The above exception was the direct cause of the following exception:
Traceback (most recent call last):
File "C:\Users\jacob\AppData\Local\Programs\Python\Python38\lib\runpy.py", line 194, in _run_module_as_main
return _run_code(code, main_globals, None,
File "C:\Users\jacob\AppData\Local\Programs\Python\Python38\lib\runpy.py", line 87, in _run_code
exec(code, run_globals)
File "f:\simpsonlab\r01_aim2\pipeline_improvement\r01_crlm_aim2_pipeline\chi\r01_crlm_aim2\pipeline.py", line 135, in <module>
if __name__ == "__main__": main()
File "f:\simpsonlab\r01_aim2\pipeline_improvement\r01_crlm_aim2_pipeline\chi\r01_crlm_aim2\pipeline.py", line 133, in main
pipeline.run()
File "F:\SimpsonLab\r01_aim2\pipeline_improvement\.venv\lib\site-packages\imgtools\pipeline.py", line 106, in run
Parallel(n_jobs=self.n_jobs, verbose=verbose)(
File "F:\SimpsonLab\r01_aim2\pipeline_improvement\.venv\lib\site-packages\joblib\parallel.py", line 1098, in __call__
self.retrieve()
File "F:\SimpsonLab\r01_aim2\pipeline_improvement\.venv\lib\site-packages\joblib\parallel.py", line 975, in retrieve
self._output.extend(job.get(timeout=self.timeout))

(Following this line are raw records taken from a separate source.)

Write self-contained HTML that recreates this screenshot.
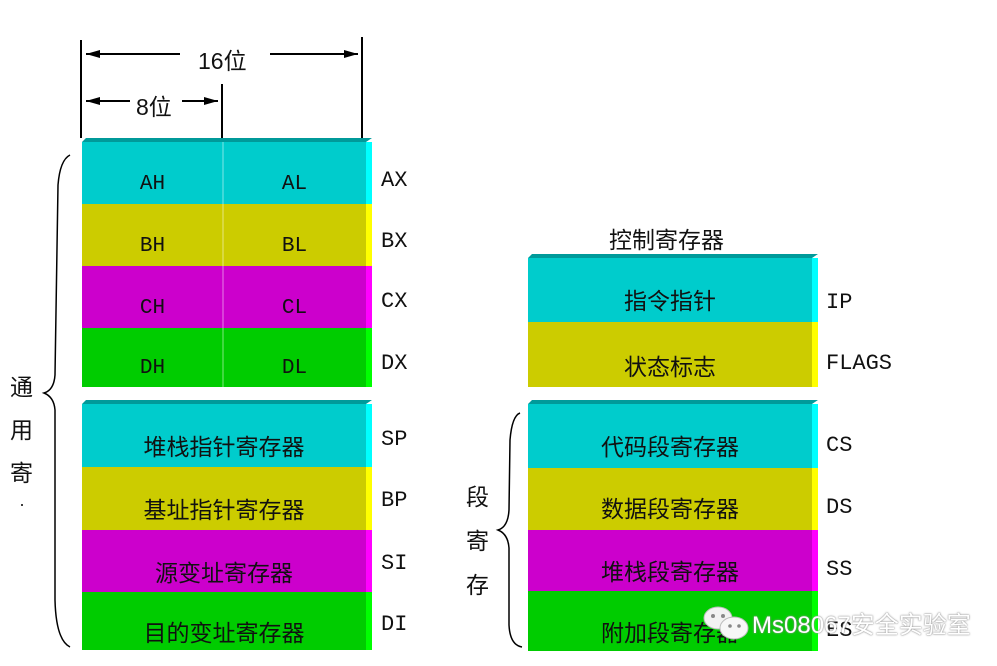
<!DOCTYPE html>
<html><head><meta charset="utf-8"><style>
body{margin:0;width:997px;height:665px;background:#fff;position:relative;overflow:hidden;font-family:"Liberation Sans","Noto Sans CJK SC",sans-serif}
.a{position:absolute}
.r{position:absolute;display:flex;align-items:center;justify-content:center;font-size:23px;color:#111}
.m{font-family:"Liberation Mono","Noto Sans CJK SC",monospace;font-size:21px}
.lab{position:absolute;font-family:"Liberation Mono",monospace;font-size:22px;color:#111}
.cn{position:absolute;font-size:23px;color:#111}
</style></head><body>
<svg class="a" style="left:0;top:0" width="997" height="665">
<g stroke="#000" stroke-width="2" fill="none">
<line x1="81" y1="40" x2="81" y2="138"/>
<line x1="362" y1="37" x2="362" y2="138"/>
<line x1="222" y1="84" x2="222" y2="140"/>
<line x1="86" y1="54" x2="180" y2="54"/><line x1="270" y1="54" x2="358" y2="54"/>
<line x1="86" y1="101" x2="130" y2="101"/><line x1="182" y1="101" x2="218" y2="101"/>
<path d="M70 155 Q60 160 58 185 L55 375 Q54 390 44 393 Q54 397 55 410 L55 600 Q56 640 70 647" stroke-width="1.5"/>
<path d="M520 413 Q512 416 510 440 L509 510 Q508 527 498 530 Q508 534 509 548 L509 625 Q510 645 522 647" stroke-width="1.5"/>
</g>
<g fill="#000"><polygon points="86,54 100,50 100,58"/><polygon points="358,54 344,50 344,58"/>
<polygon points="86,101 100,97 100,105"/><polygon points="218,101 204,97 204,105"/></g>
<polygon points="82,142 86,138 372,138 366,142" fill="#009a9a"/>
<rect x="82" y="142" width="284" height="62" fill="#00cccc"/><rect x="366" y="142" width="6" height="62" fill="#00ffff"/>
<rect x="82" y="204" width="284" height="62" fill="#cccc00"/><rect x="366" y="204" width="6" height="62" fill="#ffff00"/>
<rect x="82" y="266" width="284" height="62" fill="#cc00cc"/><rect x="366" y="266" width="6" height="62" fill="#ff00ff"/>
<rect x="82" y="328" width="284" height="59" fill="#00cc00"/><rect x="366" y="328" width="6" height="59" fill="#00ff00"/>
<line x1="223" y1="142" x2="223" y2="387" stroke="#ffffff" stroke-opacity=".5" stroke-width="1"/>
<polygon points="82,404 86,400 372,400 366,404" fill="#009a9a"/>
<rect x="82" y="404" width="284" height="63" fill="#00cccc"/><rect x="366" y="404" width="6" height="63" fill="#00ffff"/>
<rect x="82" y="467" width="284" height="63" fill="#cccc00"/><rect x="366" y="467" width="6" height="63" fill="#ffff00"/>
<rect x="82" y="530" width="284" height="62" fill="#cc00cc"/><rect x="366" y="530" width="6" height="62" fill="#ff00ff"/>
<rect x="82" y="592" width="284" height="58" fill="#00cc00"/><rect x="366" y="592" width="6" height="58" fill="#00ff00"/>
<polygon points="528,258 532,254 818,254 812,258" fill="#009a9a"/>
<rect x="528" y="258" width="284" height="64" fill="#00cccc"/><rect x="812" y="258" width="6" height="64" fill="#00ffff"/>
<rect x="528" y="322" width="284" height="65" fill="#cccc00"/><rect x="812" y="322" width="6" height="65" fill="#ffff00"/>
<polygon points="528,404 532,400 818,400 812,404" fill="#009a9a"/>
<rect x="528" y="404" width="284" height="64" fill="#00cccc"/><rect x="812" y="404" width="6" height="64" fill="#00ffff"/>
<rect x="528" y="468" width="284" height="62" fill="#cccc00"/><rect x="812" y="468" width="6" height="62" fill="#ffff00"/>
<rect x="528" y="530" width="284" height="61" fill="#cc00cc"/><rect x="812" y="530" width="6" height="61" fill="#ff00ff"/>
<rect x="528" y="591" width="284" height="60" fill="#00cc00"/><rect x="812" y="591" width="6" height="60" fill="#00ff00"/>
<circle cx="22" cy="505" r="1" fill="#000"/>
</svg>
<div class="cn" style="left:198px;top:42px;font-size:23px">16位</div>
<div class="cn" style="left:136px;top:88px;font-size:23px">8位</div>

<div class="r m" style="left:82px;top:142px;width:141px;height:84px">AH</div>
<div class="r m" style="left:223px;top:142px;width:143px;height:84px">AL</div>
<div class="r m" style="left:82px;top:204px;width:141px;height:84px">BH</div>
<div class="r m" style="left:223px;top:204px;width:143px;height:84px">BL</div>
<div class="r m" style="left:82px;top:266px;width:141px;height:84px">CH</div>
<div class="r m" style="left:223px;top:266px;width:143px;height:84px">CL</div>
<div class="r m" style="left:82px;top:328px;width:141px;height:80px">DH</div>
<div class="r m" style="left:223px;top:328px;width:143px;height:80px">DL</div>

<div class="r" style="left:82px;top:410px;width:284px;height:70px">堆栈指针寄存器</div>
<div class="r" style="left:82px;top:473px;width:284px;height:70px">基址指针寄存器</div>
<div class="r" style="left:82px;top:536px;width:284px;height:70px">源变址寄存器</div>
<div class="r" style="left:82px;top:596px;width:284px;height:70px">目的变址寄存器</div>

<div class="lab" style="left:381px;top:168px">AX</div>
<div class="lab" style="left:381px;top:229px">BX</div>
<div class="lab" style="left:381px;top:289px">CX</div>
<div class="lab" style="left:381px;top:351px">DX</div>
<div class="lab" style="left:381px;top:427px">SP</div>
<div class="lab" style="left:381px;top:488px">BP</div>
<div class="lab" style="left:381px;top:551px">SI</div>
<div class="lab" style="left:381px;top:612px">DI</div>

<div class="cn" style="left:609px;top:221px">控制寄存器</div>
<div class="r" style="left:528px;top:264px;width:284px;height:70px">指令指针</div>
<div class="r" style="left:528px;top:330px;width:284px;height:70px">状态标志</div>
<div class="r" style="left:528px;top:410px;width:284px;height:70px">代码段寄存器</div>
<div class="r" style="left:528px;top:472px;width:284px;height:70px">数据段寄存器</div>
<div class="r" style="left:528px;top:535px;width:284px;height:70px">堆栈段寄存器</div>
<div class="r" style="left:528px;top:596px;width:284px;height:70px">附加段寄存器</div>

<div class="lab" style="left:826px;top:290px">IP</div>
<div class="lab" style="left:826px;top:351px">FLAGS</div>
<div class="lab" style="left:826px;top:433px">CS</div>
<div class="lab" style="left:826px;top:495px">DS</div>
<div class="lab" style="left:826px;top:557px">SS</div>
<div class="lab" style="left:826px;top:618px">ES</div>

<div class="cn" style="left:10px;top:366px;line-height:43px;width:24px">通<br>用<br>寄</div>
<div class="cn" style="left:466px;top:475px;line-height:44px;width:24px">段<br>寄<br>存</div>

<svg class="a" style="left:702px;top:604px" width="60" height="40">
<ellipse cx="16" cy="14" rx="14" ry="11" fill="#f2f2f2" stroke="#bbb"/>
<ellipse cx="32" cy="24" rx="14" ry="11" fill="#f7f7f7" stroke="#bbb"/>
<circle cx="11" cy="12" r="2" fill="#888"/><circle cx="21" cy="12" r="2" fill="#888"/>
<circle cx="28" cy="22" r="1.8" fill="#888"/><circle cx="37" cy="22" r="1.8" fill="#888"/>
</svg>
<div class="a" style="left:752px;top:605px;font-size:24px;color:#fff;text-shadow:0 0 2px #999,0 0 1px #777">Ms08067安全实验室</div>
</body></html>
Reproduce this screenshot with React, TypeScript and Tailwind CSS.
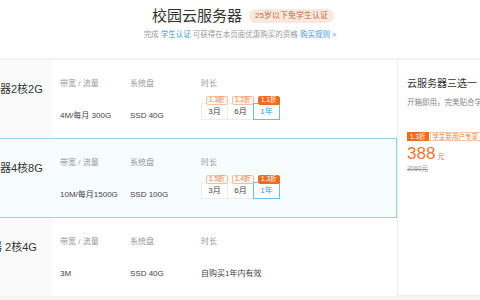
import React from 'react';

type Duration = { label: string; tag: string; active?: boolean };

type Plan = {
  name: string;
  shift: string;
  bandwidth: string;
  disk: string;
  durations?: Duration[];
  note?: string;
  selected?: boolean;
};

const plans: Plan[] = [
  {
    name: '器2核2G',
    shift: 'ml-0',
    bandwidth: '4M/每月 300G',
    disk: 'SSD 40G',
    durations: [
      { label: '3月', tag: '1.3折' },
      { label: '6月', tag: '1.2折' },
      { label: '1年', tag: '1.1折', active: true },
    ],
  },
  {
    name: '器4核8G',
    shift: 'ml-0',
    bandwidth: '10M/每月1500G',
    disk: 'SSD 100G',
    selected: true,
    durations: [
      { label: '3月', tag: '1.5折' },
      { label: '6月', tag: '1.4折' },
      { label: '1年', tag: '1.3折', active: true },
    ],
  },
  {
    name: '云服务器 2核4G',
    shift: 'ml-[-42px]',
    bandwidth: '3M',
    disk: 'SSD 40G',
    note: '自购买1年内有效',
  },
];

const DurationPicker = ({ items }: { items: Duration[] }) => (
  <div className="mt-[14px] flex">
    {items.map((d, i) => (
      <div
        key={d.label}
        className={`relative flex h-[17px] w-[27px] items-center justify-center border text-[8px] ${
          i > 0 ? '-ml-px' : ''
        } ${d.active ? 'z-10 border-[#6cbfe6] bg-white text-[#3d9ee0]' : 'border-[#ececec] bg-white text-[#444]'}`}
      >
        {d.label}
        <span
          className={`absolute left-[4px] top-[-8px] flex h-[9px] items-center whitespace-nowrap rounded-[2px] border px-[2px] text-[6.5px] leading-none ${
            d.active ? 'border-[#f26b1d] bg-[#f26b1d] text-white' : 'border-[#f5c09c] bg-[#fff6ef] text-[#ee8040]'
          }`}
        >
          {d.tag}
        </span>
      </div>
    ))}
  </div>
);

const PlanRow = ({ plan }: { plan: Plan }) => (
  <div
    className={`flex ${
      plan.selected ? 'h-[80px] border border-l-0 border-[#8fd5e6] bg-[#f7fcfe]' : 'h-[78px] bg-white'
    }`}
  >
    <div className={`w-[52px] shrink-0 overflow-hidden ${plan.selected ? '' : 'bg-[#fafafa]'}`}>
      <div className={`${plan.shift} whitespace-nowrap pt-[22px] text-[11px] leading-[14px] text-[#333]`}>
        {plan.name}
      </div>
    </div>
    <div className="flex pl-[8px] pt-[19px]">
      <div className="w-[70px]">
        <div className="text-[8px] leading-[10px] text-[#999]">带宽 / 流量</div>
        <div className="mt-[22px] whitespace-nowrap text-[8px] leading-[10px] text-[#444]">{plan.bandwidth}</div>
      </div>
      <div className="w-[71px]">
        <div className="text-[8px] leading-[10px] text-[#999]">系统盘</div>
        <div className="mt-[22px] text-[8px] leading-[10px] text-[#444]">{plan.disk}</div>
      </div>
      <div>
        <div className="text-[8px] leading-[10px] text-[#999]">时长</div>
        {plan.durations ? (
          <DurationPicker items={plan.durations} />
        ) : (
          <div className="mt-[22px] text-[8px] leading-[10px] text-[#444]">{plan.note}</div>
        )}
      </div>
    </div>
  </div>
);

export default function App() {
  return (
    <div className="h-[300px] w-[480px] overflow-hidden bg-white font-['Liberation_Sans','Noto_Sans_CJK_SC',sans-serif]">
      {/* Header */}
      <div className="flex h-[58px] flex-col items-center pt-[6px]">
        <div className="flex items-center gap-[7px] pl-[6px]">
          <h1 className="text-[15px] leading-[20px] text-[#333]">校园云服务器</h1>
          <span className="rounded-full bg-[#fbe8dd] px-[6px] text-[8px] leading-[14px] text-[#b8704c]">
            25岁以下免学生认证
          </span>
        </div>
        <p className="mt-[4px] text-[7.5px] leading-[10px] text-[#999]">
          完成 <span className="text-[#3d9ee0]">学生认证</span> 可获得在本页面优惠购买的资格{' '}
          <span className="text-[#3d9ee0]">购买规则 &gt;</span>
        </p>
      </div>
      <div className="h-[2px] bg-[#f3f3f3]" />

      {/* Body */}
      <div className="flex h-[236px] border-b border-[#eeeeee]">
        <div className="w-[397px] shrink-0">
          {plans.map((p) => (
            <PlanRow key={p.name} plan={p} />
          ))}
        </div>
        <div className="min-w-0 flex-1 overflow-hidden border-l border-[#eeeeee] pl-[9px] pt-[18px]">
          <div className="whitespace-nowrap text-[10px] leading-[12px] text-[#333]">云服务器三选一</div>
          <div className="mt-[8px] whitespace-nowrap text-[7.5px] leading-[10px] text-[#888]">
            开箱即用，完美贴合学生需求
          </div>
          <div className="mt-[24px] flex whitespace-nowrap text-[6.5px] leading-[9px]">
            <span className="bg-[#f26b1d] px-[3px] text-white">1.3折</span>
            <span className="ml-px border border-[#f7c6a6] px-[2px] leading-[7px] text-[#e8844c]">学生新用户专享</span>
          </div>
          <div className="mt-[4px] flex items-baseline text-[#f07434]">
            <span className="text-[17px] leading-[18px]">388</span>
            <span className="ml-[2px] text-[7px]">元</span>
          </div>
          <div className="mt-[2px] text-[6.5px] leading-[8px] text-[#999] line-through">3060元</div>
        </div>
      </div>
      <div className="h-[4px] bg-[#f5f5f5]" />
    </div>
  );
}
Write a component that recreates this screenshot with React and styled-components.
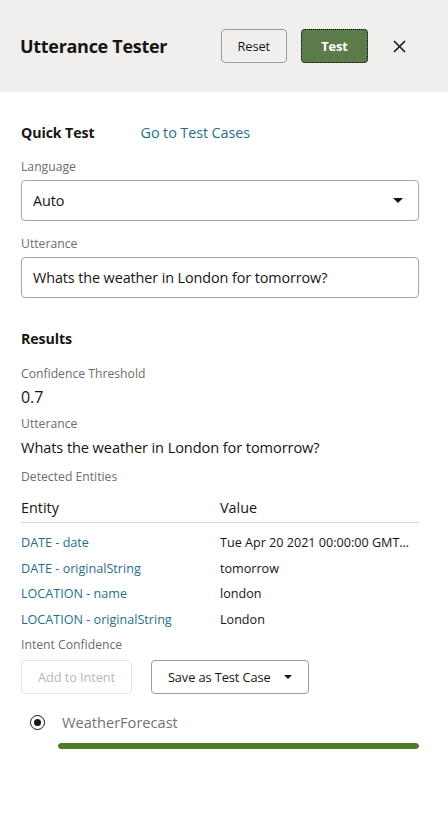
import React from "react";
import styled, { createGlobalStyle } from "styled-components";

const GlobalStyle = createGlobalStyle`
  html, body {
    margin: 0;
    padding: 0;
    background: #ffffff;
    font-family: "Open Sans", "Noto Sans", Arial, sans-serif;
    color: #161513;
  }
  * { box-sizing: border-box; }
`;

const entities = [
  { name: "DATE - date", value: "Tue Apr 20 2021 00:00:00 GMT+0100 (British Summer Time)" },
  { name: "DATE - originalString", value: "tomorrow" },
  { name: "LOCATION - name", value: "london" },
  { name: "LOCATION - originalString", value: "London" },
];

function App() {
  return (
    <Panel>
      <GlobalStyle />
      <Header>
        <Title>Utterance Tester</Title>
        <HeaderActions>
          <Button>Reset</Button>
          <Button primary>Test</Button>
          <CloseButton aria-label="close">
            <svg width="13" height="13" viewBox="0 0 13 13">
              <path d="M1 1 L12 12 M12 1 L1 12" stroke="#161513" strokeWidth="1.6" />
            </svg>
          </CloseButton>
        </HeaderActions>
      </Header>

      <Body>
        <TabRow>
          <SectionTitle>Quick Test</SectionTitle>
          <Link>Go to Test Cases</Link>
        </TabRow>

        <Label top={15}>Language</Label>
        <Field>
          <span>Auto</span>
          <Caret />
        </Field>

        <Label top={14}>Utterance</Label>
        <Field>Whats the weather in London for tomorrow?</Field>

        <SectionTitle top={31}>Results</SectionTitle>

        <Label top={16}>Confidence Threshold</Label>
        <Value big>0.7</Value>

        <Label top={8}>Utterance</Label>
        <Value>Whats the weather in London for tomorrow?</Value>

        <Label top={11}>Detected Entities</Label>

        <Table>
          <HeadCell>Entity</HeadCell>
          <HeadCell>Value</HeadCell>
          {entities.map((e) => (
            <React.Fragment key={e.name}>
              <EntityCell>{e.name}</EntityCell>
              <ValueCell>{e.value}</ValueCell>
            </React.Fragment>
          ))}
        </Table>

        <Label top={4}>Intent Confidence</Label>
        <ButtonRow>
          <Button disabled>Add to Intent</Button>
          <Button wide>
            Save as Test Case
            <Caret small />
          </Button>
        </ButtonRow>

        <IntentRow>
          <Radio />
          <IntentName>WeatherForecast</IntentName>
        </IntentRow>
        <Bar>
          <BarFill style={{ width: "100%" }} />
        </Bar>
      </Body>
    </Panel>
  );
}

const Panel = styled.div`
  width: 448px;
  min-height: 822px;
  background: #fff;
`;

const Header = styled.div`
  height: 92px;
  background: #f1efed;
  display: flex;
  align-items: center;
  justify-content: space-between;
  padding: 0 32px 0 20px;
`;

const Title = styled.h1`
  margin: 0;
  font-size: 18px;
  font-weight: 700;
  color: #161513;
  letter-spacing: -0.3px;
`;

const HeaderActions = styled.div`
  display: flex;
  align-items: center;
  gap: 14px;
`;

const Button = styled.button`
  height: 34px;
  padding: 0 16px;
  min-width: ${(p) => (p.primary ? "67px" : "66px")};
  font-family: inherit;
  font-size: 12.8px;
  letter-spacing: -0.1px;
  font-weight: ${(p) => (p.primary ? 700 : 400)};
  border-radius: 4px;
  display: inline-flex;
  align-items: center;
  justify-content: center;
  gap: 14px;
  cursor: pointer;
  color: ${(p) => (p.primary ? "#fff" : p.disabled ? "#b9b7b4" : "#161513")};
  background: ${(p) => (p.primary ? "#5b7b4b" : p.disabled ? "#fff" : "transparent")};
  border: ${(p) =>
    p.primary
      ? "1px dotted #000"
      : p.disabled
      ? "1px solid #e6e4e1"
      : "1px solid #9e9b97"};
  outline: none;
`;

const CloseButton = styled.button`
  width: 34px;
  height: 34px;
  border: none;
  background: transparent;
  display: flex;
  align-items: center;
  justify-content: center;
  padding: 0;
`;

const Body = styled.div`
  padding: 31px 29px 40px 21px;
  display: flex;
  flex-direction: column;
`;

const TabRow = styled.div`
  display: flex;
  align-items: baseline;
  gap: 46px;
`;

const SectionTitle = styled.div`
  font-size: 14.2px;
  font-weight: 700;
  color: #161513;
  line-height: 20px;
  letter-spacing: -0.1px;
  margin-top: ${(p) => p.top || 0}px;
`;

const Link = styled.a`
  font-size: 14.4px;
  color: #1f6f8b;
  line-height: 20px;
  letter-spacing: -0.1px;
`;

const Label = styled.div`
  font-size: 12.2px;
  color: #6f6c69;
  line-height: 17px;
  margin-top: ${(p) => (p.top === undefined ? 14 : p.top)}px;
  margin-bottom: 5px;
`;

const Field = styled.div`
  height: 41px;
  border: 1px solid #a9a6a2;
  border-radius: 4px;
  padding: 0 15px 0 11px;
  display: flex;
  align-items: center;
  justify-content: space-between;
  font-size: 14.4px;
  letter-spacing: -0.1px;
  color: #161513;
`;

const Caret = styled.span`
  width: 0;
  height: 0;
  border-left: ${(p) => (p.small ? 4 : 5)}px solid transparent;
  border-right: ${(p) => (p.small ? 4 : 5)}px solid transparent;
  border-top: ${(p) => (p.small ? 4 : 5)}px solid #161513;
`;

const Value = styled.div`
  font-size: ${(p) => (p.big ? 16 : 14.6)}px;
  letter-spacing: -0.1px;
  color: #161513;
  line-height: 20px;
`;

const Table = styled.div`
  display: grid;
  grid-template-columns: 199px 1fr;
  margin-top: 8px;
  font-size: 12.6px;
`;

const HeadCell = styled.div`
  font-size: 14.4px;
  color: #161513;
  line-height: 20px;
  padding-bottom: 4px;
  border-bottom: 1px solid #dcdad7;
  margin-bottom: 7px;
`;

const EntityCell = styled.div`
  color: #1f6f8b;
  line-height: 25.5px;
  white-space: nowrap;
`;

const ValueCell = styled.div`
  color: #161513;
  line-height: 25.5px;
  white-space: nowrap;
  overflow: hidden;
  text-overflow: ellipsis;
  padding-right: 4px;
`;

const ButtonRow = styled.div`
  display: flex;
  gap: 19px;
  margin-top: 2px;
`;

const IntentRow = styled.div`
  display: flex;
  align-items: center;
  gap: 17px;
  margin-top: 18px;
  padding-left: 9px;
`;

const Radio = styled.span`
  width: 15px;
  height: 15px;
  border-radius: 50%;
  border: 1.5px solid #161513;
  display: flex;
  align-items: center;
  justify-content: center;
  &::after {
    content: "";
    width: 7px;
    height: 7px;
    border-radius: 50%;
    background: #161513;
  }
`;

const IntentName = styled.div`
  font-size: 14.6px;
  color: #75726f;
`;

const Bar = styled.div`
  margin: 11px 0 0 37px;
  height: 6px;
  border-radius: 3px;
  background: #e4e2df;
  overflow: hidden;
`;

const BarFill = styled.div`
  height: 100%;
  background: #4f7a28;
  border-radius: 3px;
`;

export default App;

File "F:\SimpsonLab\r01_aim2\pipeline_improvement\.venv\lib\site-packages\joblib\_parallel_backends.py", line 567, in wrap_future_result
return future.result(timeout=timeout)
File "C:\Users\jacob\AppData\Local\Programs\Python\Python38\lib\concurrent\futures\_base.py", line 439, in result
return self.__get_result()
File "C:\Users\jacob\AppData\Local\Programs\Python\Python38\lib\concurrent\futures\_base.py", line 388, in __get_result
raise self._exception
joblib.externals.loky.process_executor.BrokenProcessPool: A task has failed to un-serialize. Please ensure that the arguments of the function are all picklable
Can you try running the custom Pipeline using n_jobs=1
? It might be a bug with the multiprocessing backend. Maybe it'll be helpful to allow the users to select which multiprocessing backend to use in case of these incompatibilities.
Yes, this is correct, it doesn't happen when n_jobs=1
.
@jpeoples Does this error occur if you use less n_jobs? I'm wondering if it just hit a hardware constraint or it's legitimately a bug (looks like it could be related to pickling?)
I'm mostly surprised because the joblib passes our windows CI/CD tests, but it doesn't seem to be too happy here. Also, AutoPipeline runs properly on my personal PC and haven't seen this error before.
@skim2257 -- I tried n_jobs=2
-- same error.
I now think it has something to do with the interaction of my code for this project and the multiprocessing backend, rather than a more general error. I tried making a super minimal custom pipeline and couldn't reproduce the same error at all, regardless of n_jobs
.
I was originally thinking the if __name__=="__main__"
block was creating a problem with the pickling, but that isn't the case, I don't think, given that the minimal custom pipeline fails to reproduce it. I'm kind of at a loss as to what the problem is -- luckily it is easy to work around.
I'll close for now -- if I happen to get to the bottom of it, I'll let you know.